* [Provided data]

####################

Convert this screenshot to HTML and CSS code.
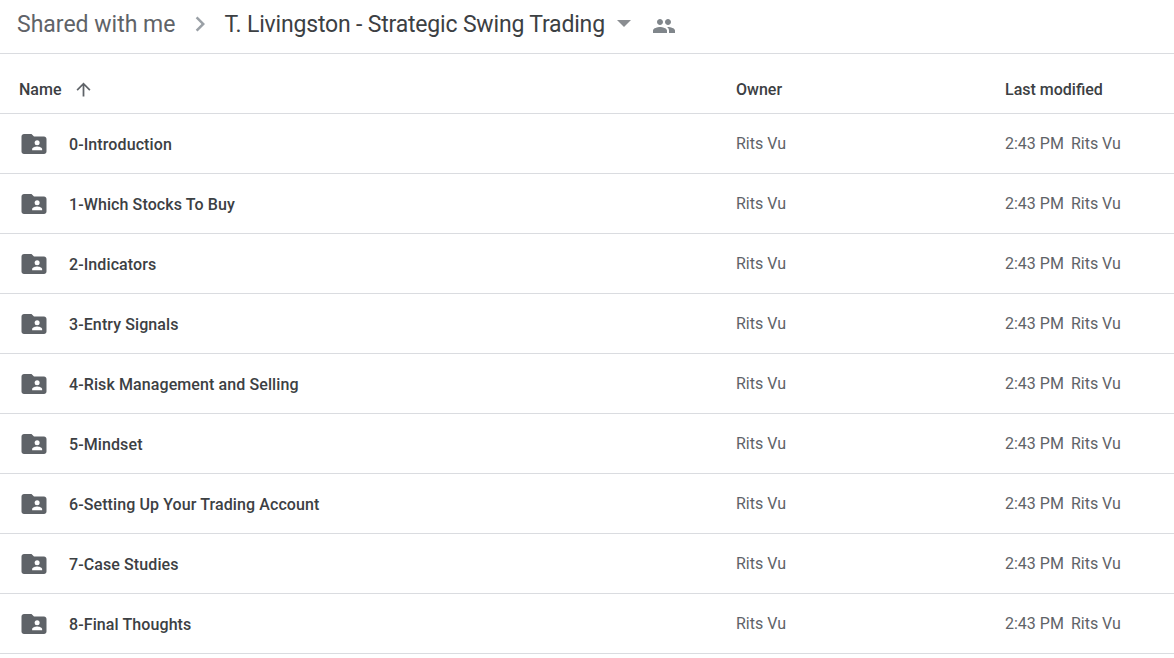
FILE: index.html
```html
<!DOCTYPE html>
<html lang="en">
<head>
  <meta charset="UTF-8" />
  <title>T. Livingston - Strategic Swing Trading</title>
  <link rel="stylesheet" href="styles.css">
</head>
<body>

<svg class="defs" width="0" height="0">
  <symbol id="folder" viewBox="0 0 24 24">
    <path fill="#5f6368" d="M10 4H4c-1.100 0-2 .9-2 2v12c0 1.100.9 2 2 2h16c1.100 0 2-.9 2-2V8c0-1.100-.9-2-2-2h-8l-2-2z"/>
    <circle fill="#fff" cx="14.500" cy="11" r="2"/>
    <path fill="#fff" d="M10.500 17v-1c0-1.300 2.700-2 4-2s4 .7 4 2v1h-8z"/>
  </symbol>
</svg>

<div class="breadcrumb">
  <span class="crumb">Shared with me</span>
  <svg class="chevron" width="30" height="30" viewBox="0 0 24 24"><path fill="#9aa0a6" d="M8.590 16.590 13.170 12 8.590 7.410 10 6l6 6-6 6z"/></svg>
  <span class="crumb current">T. Livingston - Strategic Swing Trading</span>
  <span class="caret"></span>
  <svg class="people" width="24" height="24" viewBox="0 0 24 24"><path fill="#80868b" d="M16 11c1.660 0 2.990-1.340 2.990-3S17.660 5 16 5s-3 1.340-3 3 1.340 3 3 3zm-8 0c1.660 0 2.990-1.340 2.990-3S9.660 5 8 5 5 6.340 5 8s1.340 3 3 3zm0 2c-2.330 0-7 1.170-7 3.500V19h14v-2.500C15 14.170 10.330 13 8 13zm8 0c-.29 0-.62.020-.97.050 1.160.84 1.970 1.970 1.970 3.450V19h6v-2.500c0-2.330-4.670-3.500-7-3.500z"/></svg>
</div>

<div class="row head">
  <div class="col-name">
    <span>Name</span>
    <svg class="sort" width="21" height="21" viewBox="0 0 24 24"><path fill="#5f6368" d="M4 12l1.410 1.410L11 7.830V20h2V7.830l5.580 5.590L20 12l-8-8-8 8z"/></svg>
  </div>
  <div class="col-owner">Owner</div>
  <div class="col-date">Last modified</div>
</div>

<div class="row item">
  <div class="col-name"><svg class="folder" width="30" height="30"><use href="#folder"/></svg><span class="name">0-Introduction</span></div>
  <div class="col-owner">Rits Vu</div>
  <div class="col-date"><span class="time">2:43 PM</span><span>Rits Vu</span></div>
</div>
<div class="row item">
  <div class="col-name"><svg class="folder" width="30" height="30"><use href="#folder"/></svg><span class="name">1-Which Stocks To Buy</span></div>
  <div class="col-owner">Rits Vu</div>
  <div class="col-date"><span class="time">2:43 PM</span><span>Rits Vu</span></div>
</div>
<div class="row item">
  <div class="col-name"><svg class="folder" width="30" height="30"><use href="#folder"/></svg><span class="name">2-Indicators</span></div>
  <div class="col-owner">Rits Vu</div>
  <div class="col-date"><span class="time">2:43 PM</span><span>Rits Vu</span></div>
</div>
<div class="row item">
  <div class="col-name"><svg class="folder" width="30" height="30"><use href="#folder"/></svg><span class="name">3-Entry Signals</span></div>
  <div class="col-owner">Rits Vu</div>
  <div class="col-date"><span class="time">2:43 PM</span><span>Rits Vu</span></div>
</div>
<div class="row item">
  <div class="col-name"><svg class="folder" width="30" height="30"><use href="#folder"/></svg><span class="name">4-Risk Management and Selling</span></div>
  <div class="col-owner">Rits Vu</div>
  <div class="col-date"><span class="time">2:43 PM</span><span>Rits Vu</span></div>
</div>
<div class="row item">
  <div class="col-name"><svg class="folder" width="30" height="30"><use href="#folder"/></svg><span class="name">5-Mindset</span></div>
  <div class="col-owner">Rits Vu</div>
  <div class="col-date"><span class="time">2:43 PM</span><span>Rits Vu</span></div>
</div>
<div class="row item">
  <div class="col-name"><svg class="folder" width="30" height="30"><use href="#folder"/></svg><span class="name">6-Setting Up Your Trading Account</span></div>
  <div class="col-owner">Rits Vu</div>
  <div class="col-date"><span class="time">2:43 PM</span><span>Rits Vu</span></div>
</div>
<div class="row item">
  <div class="col-name"><svg class="folder" width="30" height="30"><use href="#folder"/></svg><span class="name">7-Case Studies</span></div>
  <div class="col-owner">Rits Vu</div>
  <div class="col-date"><span class="time">2:43 PM</span><span>Rits Vu</span></div>
</div>
<div class="row item">
  <div class="col-name"><svg class="folder" width="30" height="30"><use href="#folder"/></svg><span class="name">8-Final Thoughts</span></div>
  <div class="col-owner">Rits Vu</div>
  <div class="col-date"><span class="time">2:43 PM</span><span>Rits Vu</span></div>
</div>

</body>
</html>
```

FILE: styles.css
```css
html, body {
  margin: 0;
  padding: 0;
  background: #fff;
  overflow: hidden;
}
body {
  font-family: Roboto, "Liberation Sans", sans-serif;
  color: #3c4043;
}
.defs {
  display: block;
  height: 0;
}
.breadcrumb {
  display: flex;
  align-items: center;
  height: 53px;
  padding-left: 17px;
  border-bottom: 1px solid #dadce0;
}
.crumb {
  font-size: 23px;
  color: #5f6368;
  position: relative;
  top: -2px;
}
.current {
  color: #3c4043;
  letter-spacing: -.18px;
}
.chevron {
  margin: 0 9px 0 10px;
  position: relative;
  top: -3px;
}
.caret {
  width: 0;
  height: 0;
  margin: 0 0 0 12px;
  border-left: 7px solid transparent;
  border-right: 7px solid transparent;
  border-top: 7px solid #8a8d91;
  position: relative;
  top: -3px;
}
.people {
  margin-left: 21px;
  position: relative;
  top: -1px;
}
.row {
  display: flex;
  align-items: center;
  border-bottom: 1px solid #dadce0;
  font-size: 16px;
}
.head {
  height: 47px;
  padding-top: 12px;
  font-weight: 500;
  color: #3c4043;
}
.item {
  height: 59px;
}
.col-name {
  display: flex;
  align-items: center;
  width: 736px;
  flex: none;
  padding-left: 19px;
  box-sizing: border-box;
}
.name {
  font-weight: 500;
  letter-spacing: .1px;
  position: relative;
  top: 1px;
}
.col-owner {
  width: 269px;
  flex: none;
}
.item .col-owner, .item .col-date {
  color: #5f6368;
}
.col-date {
  display: flex;
}
.time {
  margin-right: 7px;
}
.sort {
  margin-left: 12px;
}
.folder {
  margin-right: 20px;
  flex: none;
}
```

####################

Transcribe the material as is, with images omitted.

Convert this screenshot to HTML and CSS code.
FILE: index.html
```html
<!DOCTYPE html>
<html lang="en">
<head>
  <meta charset="UTF-8" />
  <title>T. Livingston - Strategic Swing Trading</title>
  <link rel="stylesheet" href="styles.css">
</head>
<body>

<svg class="defs" width="0" height="0">
  <symbol id="folder" viewBox="0 0 24 24">
    <path fill="#5f6368" d="M10 4H4c-1.100 0-2 .9-2 2v12c0 1.100.9 2 2 2h16c1.100 0 2-.9 2-2V8c0-1.100-.9-2-2-2h-8l-2-2z"/>
    <circle fill="#fff" cx="14.500" cy="11" r="2"/>
    <path fill="#fff" d="M10.500 17v-1c0-1.300 2.700-2 4-2s4 .7 4 2v1h-8z"/>
  </symbol>
</svg>

<div class="breadcrumb">
  <span class="crumb">Shared with me</span>
  <svg class="chevron" width="30" height="30" viewBox="0 0 24 24"><path fill="#9aa0a6" d="M8.590 16.590 13.170 12 8.590 7.410 10 6l6 6-6 6z"/></svg>
  <span class="crumb current">T. Livingston - Strategic Swing Trading</span>
  <span class="caret"></span>
  <svg class="people" width="24" height="24" viewBox="0 0 24 24"><path fill="#80868b" d="M16 11c1.660 0 2.990-1.340 2.990-3S17.660 5 16 5s-3 1.340-3 3 1.340 3 3 3zm-8 0c1.660 0 2.990-1.340 2.990-3S9.660 5 8 5 5 6.340 5 8s1.340 3 3 3zm0 2c-2.330 0-7 1.170-7 3.500V19h14v-2.500C15 14.170 10.330 13 8 13zm8 0c-.29 0-.62.020-.97.050 1.160.84 1.970 1.970 1.970 3.450V19h6v-2.500c0-2.330-4.670-3.500-7-3.500z"/></svg>
</div>

<div class="row head">
  <div class="col-name">
    <span>Name</span>
    <svg class="sort" width="21" height="21" viewBox="0 0 24 24"><path fill="#5f6368" d="M4 12l1.410 1.410L11 7.830V20h2V7.830l5.580 5.590L20 12l-8-8-8 8z"/></svg>
  </div>
  <div class="col-owner">Owner</div>
  <div class="col-date">Last modified</div>
</div>

<div class="row item">
  <div class="col-name"><svg class="folder" width="30" height="30"><use href="#folder"/></svg><span class="name">0-Introduction</span></div>
  <div class="col-owner">Rits Vu</div>
  <div class="col-date"><span class="time">2:43 PM</span><span>Rits Vu</span></div>
</div>
<div class="row item">
  <div class="col-name"><svg class="folder" width="30" height="30"><use href="#folder"/></svg><span class="name">1-Which Stocks To Buy</span></div>
  <div class="col-owner">Rits Vu</div>
  <div class="col-date"><span class="time">2:43 PM</span><span>Rits Vu</span></div>
</div>
<div class="row item">
  <div class="col-name"><svg class="folder" width="30" height="30"><use href="#folder"/></svg><span class="name">2-Indicators</span></div>
  <div class="col-owner">Rits Vu</div>
  <div class="col-date"><span class="time">2:43 PM</span><span>Rits Vu</span></div>
</div>
<div class="row item">
  <div class="col-name"><svg class="folder" width="30" height="30"><use href="#folder"/></svg><span class="name">3-Entry Signals</span></div>
  <div class="col-owner">Rits Vu</div>
  <div class="col-date"><span class="time">2:43 PM</span><span>Rits Vu</span></div>
</div>
<div class="row item">
  <div class="col-name"><svg class="folder" width="30" height="30"><use href="#folder"/></svg><span class="name">4-Risk Management and Selling</span></div>
  <div class="col-owner">Rits Vu</div>
  <div class="col-date"><span class="time">2:43 PM</span><span>Rits Vu</span></div>
</div>
<div class="row item">
  <div class="col-name"><svg class="folder" width="30" height="30"><use href="#folder"/></svg><span class="name">5-Mindset</span></div>
  <div class="col-owner">Rits Vu</div>
  <div class="col-date"><span class="time">2:43 PM</span><span>Rits Vu</span></div>
</div>
<div class="row item">
  <div class="col-name"><svg class="folder" width="30" height="30"><use href="#folder"/></svg><span class="name">6-Setting Up Your Trading Account</span></div>
  <div class="col-owner">Rits Vu</div>
  <div class="col-date"><span class="time">2:43 PM</span><span>Rits Vu</span></div>
</div>
<div class="row item">
  <div class="col-name"><svg class="folder" width="30" height="30"><use href="#folder"/></svg><span class="name">7-Case Studies</span></div>
  <div class="col-owner">Rits Vu</div>
  <div class="col-date"><span class="time">2:43 PM</span><span>Rits Vu</span></div>
</div>
<div class="row item">
  <div class="col-name"><svg class="folder" width="30" height="30"><use href="#folder"/></svg><span class="name">8-Final Thoughts</span></div>
  <div class="col-owner">Rits Vu</div>
  <div class="col-date"><span class="time">2:43 PM</span><span>Rits Vu</span></div>
</div>

</body>
</html>
```

FILE: styles.css
```css
html, body {
  margin: 0;
  padding: 0;
  background: #fff;
  overflow: hidden;
}
body {
  font-family: Roboto, "Liberation Sans", sans-serif;
  color: #3c4043;
}
.defs {
  display: block;
  height: 0;
}
.breadcrumb {
  display: flex;
  align-items: center;
  height: 53px;
  padding-left: 17px;
  border-bottom: 1px solid #dadce0;
}
.crumb {
  font-size: 23px;
  color: #5f6368;
  position: relative;
  top: -2px;
}
.current {
  color: #3c4043;
  letter-spacing: -.18px;
}
.chevron {
  margin: 0 9px 0 10px;
  position: relative;
  top: -3px;
}
.caret {
  width: 0;
  height: 0;
  margin: 0 0 0 12px;
  border-left: 7px solid transparent;
  border-right: 7px solid transparent;
  border-top: 7px solid #8a8d91;
  position: relative;
  top: -3px;
}
.people {
  margin-left: 21px;
  position: relative;
  top: -1px;
}
.row {
  display: flex;
  align-items: center;
  border-bottom: 1px solid #dadce0;
  font-size: 16px;
}
.head {
  height: 47px;
  padding-top: 12px;
  font-weight: 500;
  color: #3c4043;
}
.item {
  height: 59px;
}
.col-name {
  display: flex;
  align-items: center;
  width: 736px;
  flex: none;
  padding-left: 19px;
  box-sizing: border-box;
}
.name {
  font-weight: 500;
  letter-spacing: .1px;
  position: relative;
  top: 1px;
}
.col-owner {
  width: 269px;
  flex: none;
}
.item .col-owner, .item .col-date {
  color: #5f6368;
}
.col-date {
  display: flex;
}
.time {
  margin-right: 7px;
}
.sort {
  margin-left: 12px;
}
.folder {
  margin-right: 20px;
  flex: none;
}
```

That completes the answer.